La primera es volvernos a recordar que sin la expiación del pecado original, por mantener la terminología religiosa, el Estado que es una democracia étnica siempre queda inestable y al final imposible. Incluso cuando parece que gana, pierde. Ni el paso de Obama por la Casa Blanca, por ejemplo, ha servido para estabilizar las consecuencias del racismo. Hasta que no se acabe la causa que crea la discriminación la ‘nación central’ nunca tendrá la oportunidad de volver a pensar en libertad -y el ejemplo más evidente es el caso de Serbia, de la que han tenido que separarse seis estados que dominaba previamente para que ahora, sola, pueda comenzar a imaginarse como una nación normal.
Y la segunda es volver a recordarnos que hay que asumir urgentemente y con todas las consecuencias la condición de minoría nacional de los catalanes en España y Francia. Históricamente, este lenguaje y esta idea no nos ha gustado, pero éste es el camino más sensato y serio para que resulte comprensible la cuestión nacional en el marco de la Unión Europea. Comprensible y asumible tanto la reivindicación en positivo como la explicación, mediante el concepto de ‘democracia étnica’, del formato de dominación que nos ha sido impuesto y del que queremos liberarnos.

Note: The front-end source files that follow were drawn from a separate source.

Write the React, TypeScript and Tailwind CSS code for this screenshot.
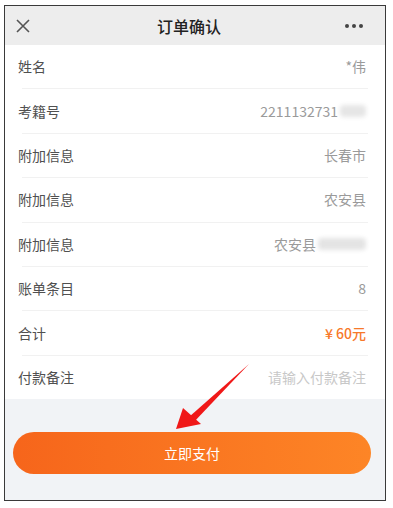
import React from 'react';

const font = { fontFamily: '"Noto Sans CJK SC", "Noto Sans", sans-serif' };

type Row = { label: string; value: React.ReactNode };

const rows: Row[] = [
  { label: '姓名', value: <span>*伟</span> },
  {
    label: '考籍号',
    value: (
      <span className="flex items-center">
        2211132731
        <span className="ml-0.5 inline-block h-[12px] w-[26px] rounded-sm bg-[#e6e6e6] blur-[2px]" />
      </span>
    ),
  },
  { label: '附加信息', value: <span>长春市</span> },
  { label: '附加信息', value: <span>农安县</span> },
  {
    label: '附加信息',
    value: (
      <span className="flex items-center">
        农安县
        <span className="ml-0.5 inline-block h-[12px] w-[48px] rounded-sm bg-[#e4e4e4] blur-[2px]" />
      </span>
    ),
  },
  { label: '账单条目', value: <span>8</span> },
  { label: '合计', value: <span className="font-medium text-[#f7792a]">¥ 60元</span> },
  { label: '付款备注', value: <span className="text-[#c8c8c8]">请输入付款备注</span> },
];

export default function App() {
  return (
    <div className="h-[508px] w-[393px] bg-white pl-[4px] pt-[5px]" style={font}>
      <div className="relative flex h-[496px] w-[382px] flex-col border border-[#3a3a3a] bg-[#f1f3f6]">
        <div className="grid h-[39px] grid-cols-[1fr_auto_1fr] items-center bg-[#ededed] pl-[10px] pr-[22px]">
          <svg width="16" height="16" viewBox="0 0 16 16" className="text-[#555]">
            <path d="M2 2L14 14M14 2L2 14" stroke="currentColor" strokeWidth="1.6" />
          </svg>
          <div className="text-[16px] font-medium text-[#222]">订单确认</div>
          <div className="flex justify-end gap-[3px]">
            <span className="h-[4px] w-[4px] rounded-full bg-[#444]" />
            <span className="h-[4px] w-[4px] rounded-full bg-[#444]" />
            <span className="h-[4px] w-[4px] rounded-full bg-[#444]" />
          </div>
        </div>
        <div className="bg-white">
          {rows.map((r, i) => (
            <React.Fragment key={i}>
              {i > 0 && <div className="mx-[17px] h-px bg-[#f1f1f1]" />}
              <div className="flex h-[43.4px] items-center justify-between pl-[13px] pr-[19px] text-[14px]">
                <span className="text-[#505050]">{r.label}</span>
                <span className="text-[#9a9a9a]">{r.value}</span>
              </div>
            </React.Fragment>
          ))}
        </div>
        <div className="flex flex-1 flex-col pl-[8px] pr-[14px] pt-[33px]">
          <button className="flex h-[42px] w-full items-center justify-center rounded-full bg-gradient-to-r from-[#f6651b] to-[#fd8526] text-[14px] text-white">
            立即支付
          </button>
        </div>
        <svg className="pointer-events-none absolute left-[166px] top-[356px]" width="80" height="70" viewBox="0 0 80 70">
          <path d="M78 2 L18 55 L22 61 Z" fill="#f01818" />
          <path d="M5 67 L12 46 L30 62 Z" fill="#f01818" />
        </svg>
      </div>
    </div>
  );
}
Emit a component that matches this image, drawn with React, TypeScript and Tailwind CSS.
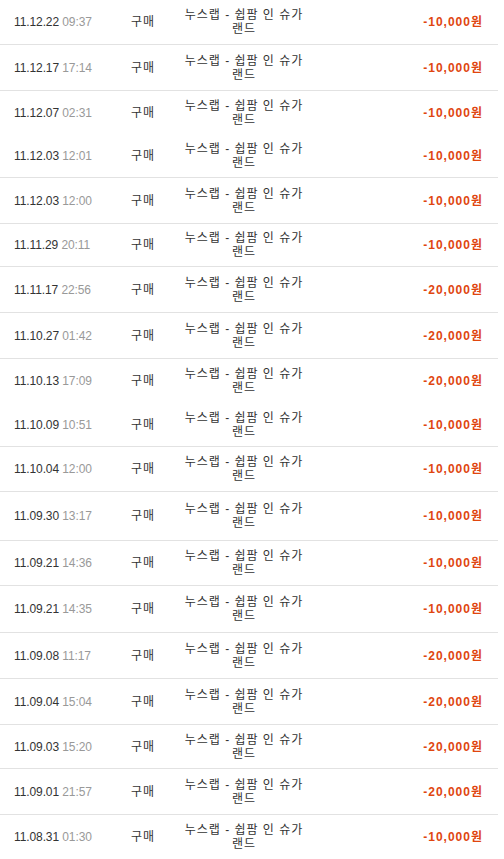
type Row = {
  date: string;
  time: string;
  amount: string;
  h: string;
  line: boolean;
};

const rows: Row[] = [
  { date: "11.12.22", time: "09:37", amount: "-10,000원", h: "h-[45px]", line: true },
  { date: "11.12.17", time: "17:14", amount: "-10,000원", h: "h-[46px]", line: true },
  { date: "11.12.07", time: "02:31", amount: "-10,000원", h: "h-[44px]", line: false },
  { date: "11.12.03", time: "12:01", amount: "-10,000원", h: "h-[43px]", line: true },
  { date: "11.12.03", time: "12:00", amount: "-10,000원", h: "h-[46px]", line: true },
  { date: "11.11.29", time: "20:11", amount: "-10,000원", h: "h-[43px]", line: true },
  { date: "11.11.17", time: "22:56", amount: "-20,000원", h: "h-[46px]", line: true },
  { date: "11.10.27", time: "01:42", amount: "-20,000원", h: "h-[46px]", line: true },
  { date: "11.10.13", time: "17:09", amount: "-20,000원", h: "h-[44px]", line: false },
  { date: "11.10.09", time: "10:51", amount: "-10,000원", h: "h-[44px]", line: true },
  { date: "11.10.04", time: "12:00", amount: "-10,000원", h: "h-[45px]", line: true },
  { date: "11.09.30", time: "13:17", amount: "-10,000원", h: "h-[49px]", line: true },
  { date: "11.09.21", time: "14:36", amount: "-10,000원", h: "h-[45px]", line: true },
  { date: "11.09.21", time: "14:35", amount: "-10,000원", h: "h-[47px]", line: true },
  { date: "11.09.08", time: "11:17", amount: "-20,000원", h: "h-[46px]", line: true },
  { date: "11.09.04", time: "15:04", amount: "-20,000원", h: "h-[46px]", line: true },
  { date: "11.09.03", time: "15:20", amount: "-20,000원", h: "h-[44px]", line: true },
  { date: "11.09.01", time: "21:57", amount: "-20,000원", h: "h-[46px]", line: true },
  { date: "11.08.31", time: "01:30", amount: "-10,000원", h: "h-[44px]", line: false },
];

export default function App() {
  return (
    <div className="w-[504px] bg-white font-['Liberation_Sans','Noto_Sans_CJK_KR',sans-serif] text-[12px]">
      <div className="w-[498px]">
        {rows.map((r, i) => (
          <div
            key={i}
            className={`flex items-center ${r.h} ${r.line ? "border-b border-[#e2e2e2]" : ""}`}
          >
            <div className="w-[118px] pl-[14px] tracking-[-0.1px]">
              <span className="text-[#333]">{r.date}</span>{" "}
              <span className="text-[#999]">{r.time}</span>
            </div>
            <div className="w-[50px] text-center tracking-[1px] text-[#333]">구매</div>
            <div className="w-[152px] text-center leading-[14px] tracking-[1px] text-[#333]">
              누스랩 - 쉽팜 인 슈가
              <br />
              랜드
            </div>
            <div className="flex-1 pr-[15px] text-right font-bold tracking-[1px] text-[#e0460f]">
              {r.amount}
            </div>
          </div>
        ))}
      </div>
    </div>
  );
}
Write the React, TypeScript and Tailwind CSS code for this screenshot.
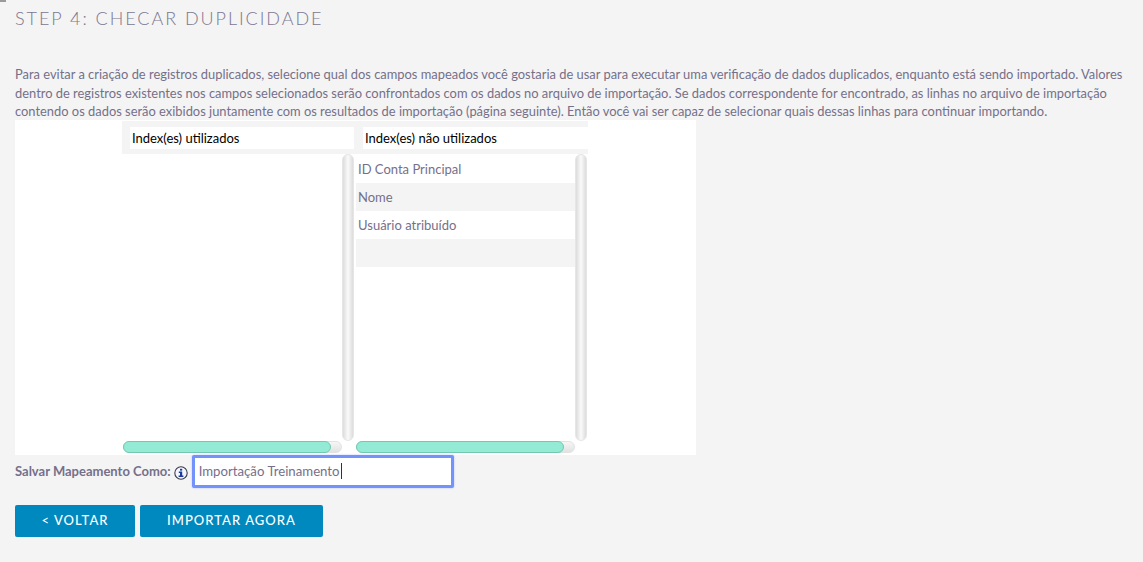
const rows = ['ID Conta Principal', 'Nome', 'Usuário atribuído', ''];

function VScroll() {
  return (
    <div className="w-[12px] h-[287px] mr-[1px] shrink-0 rounded-full border border-[#e6e6e6] bg-[linear-gradient(90deg,#dcdcdc,#fafafa_50%,#dcdcdc)]" />
  );
}

function HScroll() {
  return (
    <div className="w-[219px] h-[12px] rounded-full border border-[#e2e2e2] bg-[linear-gradient(180deg,#f6f6f6,#e2e2e2)]">
      <div className="w-[208px] h-[12px] -mt-px -ml-px rounded-full border border-[#73c9b0] bg-[#93ebd5]" />
    </div>
  );
}

export default function App() {
  return (
    <div className="relative w-[1143px] h-[562px] overflow-hidden bg-[#f4f4f4] font-['Lato','Noto_Sans',sans-serif] text-[#75708a]">
      <div className="absolute left-0 top-0 w-[6px] h-[2px] bg-[#9a9a9a]" />
      <div className="px-[15px]">
        <h1 className="pt-[8px] h-[65px] text-[18px] leading-[20px] font-light tracking-[1.95px] text-[#7b7790]">
          STEP 4: CHECAR DUPLICIDADE
        </h1>
        <p className="w-[1125px] h-[55px] text-[12.9px] leading-[18.5px]">
          Para evitar a criação de registros duplicados, selecione qual dos campos mapeados você gostaria de usar para executar uma verificação de dados duplicados, enquanto está sendo importado. Valores dentro de registros existentes nos campos selecionados serão confrontados com os dados no arquivo de importação. Se dados correspondente for encontrado, as linhas no arquivo de importação contendo os dados serão exibidos juntamente com os resultados de importação (página seguinte). Então você vai ser capaz de selecionar quais dessas linhas para continuar importando.
        </p>
        <div className="w-[681px] h-[335px] bg-white pl-[107px] pt-[1px]">
          <div className="w-[466px] h-[33px] bg-[#f4f4f4] flex items-start pt-[6px] text-[13px] text-black">
            <div className="ml-[8px] w-[224px] h-[22px] bg-white leading-[22px] pl-[2px]">Index(es) utilizados</div>
            <div className="ml-[9px] w-[225px] h-[22px] bg-white leading-[22px] pl-[2px]">Index(es) não utilizados</div>
          </div>
          <div className="flex">
            <div className="w-[233px] pl-[1px]">
              <div className="flex h-[287px]">
                <div className="flex-1" />
                <VScroll />
              </div>
              <HScroll />
            </div>
            <div className="w-[233px] pl-[1px]">
              <div className="flex h-[287px]">
                <div className="flex-1 pt-[1px] text-[13px]">
                  {rows.map((row, i) => (
                    <div key={i} className={`h-[28px] leading-[28px] pl-[2px] ${i % 2 ? 'bg-[#f4f4f4]' : 'bg-white'}`}>
                      {row}
                    </div>
                  ))}
                </div>
                <VScroll />
              </div>
              <HScroll />
            </div>
          </div>
        </div>
        <div className="flex items-center h-[33px] text-[13px]">
          <span className="font-bold">Salvar Mapeamento Como:</span>
          <svg className="ml-[3px] mr-[3px] mt-[2px]" width="14" height="14" viewBox="0 0 14 14">
            <circle cx="7" cy="7" r="6.2" fill="#f4f6ff" stroke="#3a3a48" strokeWidth="1.1" />
            <rect x="6" y="2.8" width="2.2" height="1.8" fill="#1a3aa0" />
            <path d="M4.8 5.6h3.4v4h1.2v1.4H4.6V9.6h1.4V7H4.8z" fill="#1a3aa0" />
          </svg>
          <div className="ml-px w-[262px] h-[33px] bg-white border-[3px] border-[#7393fb] rounded-[2px] shadow-[0_0_2px_#a9bbff] pl-[4px] leading-[27px] text-[13.2px] text-[#75708a]">
            Importação Treinamento<span className="border-l border-[#333] ml-[1px]" />
          </div>
        </div>
        <div className="flex gap-[5px] mt-[17px]">
          <button className="w-[120px] h-[32px] rounded-[2px] bg-[#0089bf] text-white text-[13px] font-medium tracking-[0.08em]">&lt; VOLTAR</button>
          <button className="w-[183px] h-[32px] rounded-[2px] bg-[#0089bf] text-white text-[13px] font-medium tracking-[0.08em]">IMPORTAR AGORA</button>
        </div>
      </div>
    </div>
  );
}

PS1. Una gran diferencia, radical, entre lo que ocurre en Estados Unidos estos días y lo que hemos vivido estos últimos años en el Estado español es que una parte, parece que sustancial, de la población norteamericana, no afroamericana, no sólo entiende y acepta perfectamente la legitimidad y la razón de la queja de sus conciudadanos afroamericanos, sino que exige en la calle que se acabe la discriminación: como una reparación histórica absolutamente necesaria y también como única manera de sentirse digna ella misma.